Maybe that’s why I don’t read this poem and immediately imagine it written to a lover. I think about the gardeners who lived before me, who planted things I still get to see, and I think about my daylilies in the front yard and the Felicia rose in the backyard that will, hopefully, live for a very long time. I hope that they’re still going after I’m gone.

When roses cease to bloom and bumblebees have flown beyond the sun–there must still be some flowers to gather, so I can’t think that Dickinson is imagining the end of the world. She’s still lying in repose, after all. Auburn, I’m supposing, is the city in Massachusetts, about an hour’s drive from Amherst. In typical Dickinson fashion, she’s telling us to take the flowers from her grave, I think. And I think my grandmothers would approve.

LXV

ESSENTIAL oils are wrung:
The attar from the rose
Is not expressed by suns alone,
It is the gift of screws.

The general rose decays;
But this, in lady’s drawer,
Makes summer when the lady lies
In ceaseless rosemary.

I was unemployed for a long time after I finished my masters, and if there’s one thing that I heard over and over–and which helped my peace of mind exactly none–it’s this: yes, life is hard now, but this trying time will make you stronger. If there’s any true piece of advice that people hate to receive more than this, I’d love to know it.

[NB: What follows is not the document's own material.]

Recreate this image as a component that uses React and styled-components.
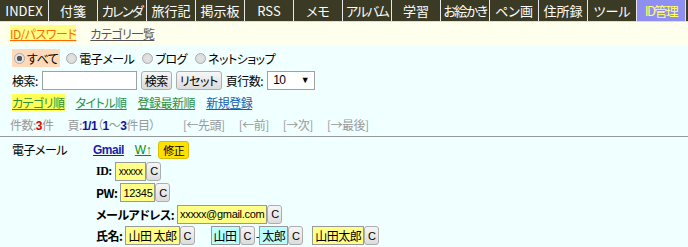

Dickinson’s point here is that in order to extract the attar (literally, the rose’s essential oil), you have to put the rose through the ringer. You can’t ask it nicely, or wait for it to dry in the sun–you have to process it. Leave the roses on the vine? They’ll decompose. But their essential oil, the perfume that remains after the extraction, will last forever. This will preserve the smell of summer even in the coldest months, even when the lady who purchased it–or for whom it was purchased–has died, and only rosemary (the herb of remembrance) remains of her.

So the roses went through a process and the bit that was left–the distilled oil–comes out fragrant, long-lasting, desired. Part of me wants to find this beautiful. Part of me is very tired of having to be personally distilled in order to come out the other side stronger, smarter, or at least employed.